A little background: Several months ago, I was asked to answer a few questions for a Q&A tied to the release of the e-anthology West Coast Crime Wave. I've got a story in the book, you see -- an old chestnut called "Fred Menace, Commie for Hire." You can pick up the antho here or here (but not here) if you wanna check it out.
The Q&A never ran, however, and I'm not the type to waste 13.4 minutes of hard work. So I'm posting my answers here.
Maybe after reading them, you'll understand why they were never used in the first place....
Me: I've been writing since the age of 4. My first big project was the letter O. I later moved on to other letters of the alphabet and, after mastering them, words. Then came sentences. Eventually, I produced my first paragraph. After that, there was no stopping me! Except for all the things stopping me. Like being 7 and having no idea I wanted to be a writer. By 11, I had everything figured out, though. I wrote my first bit of serious genre fiction -- a Star Trek story called "A Space-Age Hitler!" -- and a mere 27 years later my first novel was published. That novel (the historical mystery Holmes on the Range) was a finalist for the Edgar, Anthony, Shamus and Dilys awards. So obviously it was terrible. Fortunately, the publishing industry is known far and wide for its magnanimity, and I was allowed to keep publishing books until I eventually produced a bestseller (Pride and Prejudice and Zombies: Dawn of the Dreadfuls). Now that I'm an overnight success, my goal is to stretch the inevitable failure to follow over the course of several decades, if not centuries.

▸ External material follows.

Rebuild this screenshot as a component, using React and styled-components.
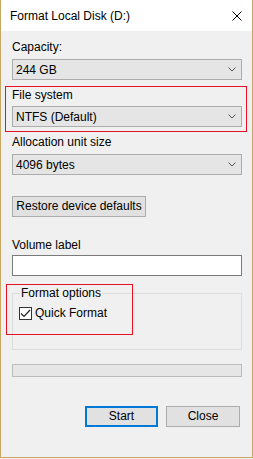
import styled, { createGlobalStyle } from 'styled-components';

const GlobalStyle = createGlobalStyle`
  html, body {
    margin: 0;
    padding: 0;
    background: #f0f0f0;
  }
  body {
    font-family: "Liberation Sans", Arial, sans-serif;
    font-size: 12px;
    color: #000;
  }
`;

const Window = styled.div`
  width: 253px;
  height: 458px;
  box-sizing: border-box;
  border: 1px solid #c7a862;
  border-top: none;
  display: flex;
  flex-direction: column;
  background: #f0f0f0;
`;

const TitleBar = styled.div`
  height: 31px;
  flex: none;
  background: #fff;
  display: flex;
  align-items: center;
  justify-content: space-between;
  padding: 0 10px 0 9px;
`;

const CloseIcon = styled.svg`
  width: 10px;
  height: 10px;
  display: block;
`;

const Body = styled.div`
  flex: 1;
  display: flex;
  flex-direction: column;
  padding: 9px 10px 0 11px;
`;

const Field = styled.div`
  position: relative;
  display: flex;
  flex-direction: column;
  gap: ${(p) => (p.$gap === undefined ? 4 : p.$gap)}px;
  margin-top: ${(p) => p.$top || 0}px;
`;

const Label = styled.div`
  line-height: 15px;
  height: 15px;
`;

const Mark = styled.div`
  position: absolute;
  border: 1px solid #e81123;
  pointer-events: none;
  left: ${(p) => p.$left}px;
  top: ${(p) => p.$top}px;
  width: ${(p) => p.$width}px;
  height: ${(p) => p.$height}px;
  box-sizing: border-box;
`;

const Combo = styled.div`
  height: 21px;
  box-sizing: border-box;
  border: 1px solid #acacac;
  background: #e5e5e5;
  display: flex;
  align-items: center;
  justify-content: space-between;
  padding: 0 5px 0 3px;
`;

const Chevron = styled.svg`
  width: 8px;
  height: 5px;
  display: block;
`;

const Button = styled.button`
  font: inherit;
  color: #000;
  height: 21px;
  box-sizing: border-box;
  background: #e1e1e1;
  border: ${(p) => (p.$primary ? '2px solid #0078d7' : '1px solid #adadad')};
  padding: 0;
  width: ${(p) => p.$width}px;
  margin-top: ${(p) => p.$top || 0}px;
  align-self: flex-start;
  line-height: 15px;
`;

const TextInput = styled.div`
  height: 21px;
  box-sizing: border-box;
  border: 1px solid #7a7a7a;
  background: #fff;
`;

const OptionsArea = styled.div`
  position: relative;
  margin-top: 10px;
`;

const GroupBox = styled.fieldset`
  margin: 0;
  padding: 5px 0 0 6px;
  height: 64px;
  box-sizing: border-box;
  border: 1px solid #dcdcdc;
`;

const Legend = styled.legend`
  padding: 0 1px;
  margin-left: 1px;
  line-height: 15px;
`;

const CheckRow = styled.label`
  display: flex;
  align-items: center;
  gap: 3px;
  line-height: 15px;
`;

const Box = styled.span`
  width: 13px;
  height: 13px;
  box-sizing: border-box;
  border: 1px solid #333;
  background: #fff;
  display: flex;
  align-items: center;
  justify-content: center;
`;

const Progress = styled.div`
  margin-top: 14px;
  height: 13px;
  box-sizing: border-box;
  border: 1px solid #bcbcbc;
  background: #e6e6e6;
`;

const Actions = styled.div`
  display: flex;
  justify-content: flex-end;
  gap: 8px;
  margin-top: 29px;
  padding-right: 2px;
`;

function Dropdown({ value }) {
  return (
    <Combo>
      <span>{value}</span>
      <Chevron viewBox="0 0 8 5">
        <path d="M0.5 0.5 L4 4 L7.5 0.5" fill="none" stroke="#555" strokeWidth="1" />
      </Chevron>
    </Combo>
  );
}

export default function App() {
  return (
    <>
      <GlobalStyle />
      <Window>
        <TitleBar>
          <span>Format Local Disk (D:)</span>
          <CloseIcon viewBox="0 0 10 10">
            <path d="M0.5 0.5 L9.5 9.5 M9.5 0.5 L0.5 9.5" stroke="#000" strokeWidth="1" />
          </CloseIcon>
        </TitleBar>
        <Body>
          <Field>
            <Label>Capacity:</Label>
            <Dropdown value="244 GB" />
          </Field>
          <Field $top={8} $gap={3}>
            <Label>File system</Label>
            <Dropdown value="NTFS (Default)" />
            <Mark $left={-7} $top={-2} $width={242} $height={46} />
          </Field>
          <Field $top={8}>
            <Label>Allocation unit size</Label>
            <Dropdown value="4096 bytes" />
          </Field>
          <Button $width={134} $top={21}>Restore device defaults</Button>
          <Field $top={21} $gap={2}>
            <Label>Volume label</Label>
            <TextInput />
          </Field>
          <OptionsArea>
            <GroupBox>
              <Legend>Format options</Legend>
              <CheckRow>
                <Box>
                  <svg width="11" height="9" viewBox="0 0 11 9">
                    <path d="M1 4.5 L4 7.5 L10 1" fill="none" stroke="#222" strokeWidth="1.2" />
                  </svg>
                </Box>
                Quick Format
              </CheckRow>
            </GroupBox>
            <Mark $left={-6} $top={-2} $width={127} $height={51} />
          </OptionsArea>
          <Progress />
          <Actions>
            <Button $primary $width={73}>Start</Button>
            <Button $width={74}>Close</Button>
          </Actions>
        </Body>
      </Window>
    </>
  );
}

Me: After reading the collected works of Arthur Conan Doyle and Agatha Christie, I came to the conclusion that no one had ever written a mystery set in post-World War II Los Angeles. To make my story even more unique, I decided to throw in a private investigator. And as if that weren't enough, I made him a tough guy with a fondness for colorful metaphors. Crazy, I know! But that's just the kind of cutting edge, experimental writer I am.
X: This anthology is an e-book from a new publisher. In general, how do you as an author see the opportunities in publishing changing with the growth of e-books?
Me: Barring a breakdown in negotiations or the complete collapse of the publishing industry, I should be able to announce my next project very, very soon. My money's on the complete collapse of the publishing industry.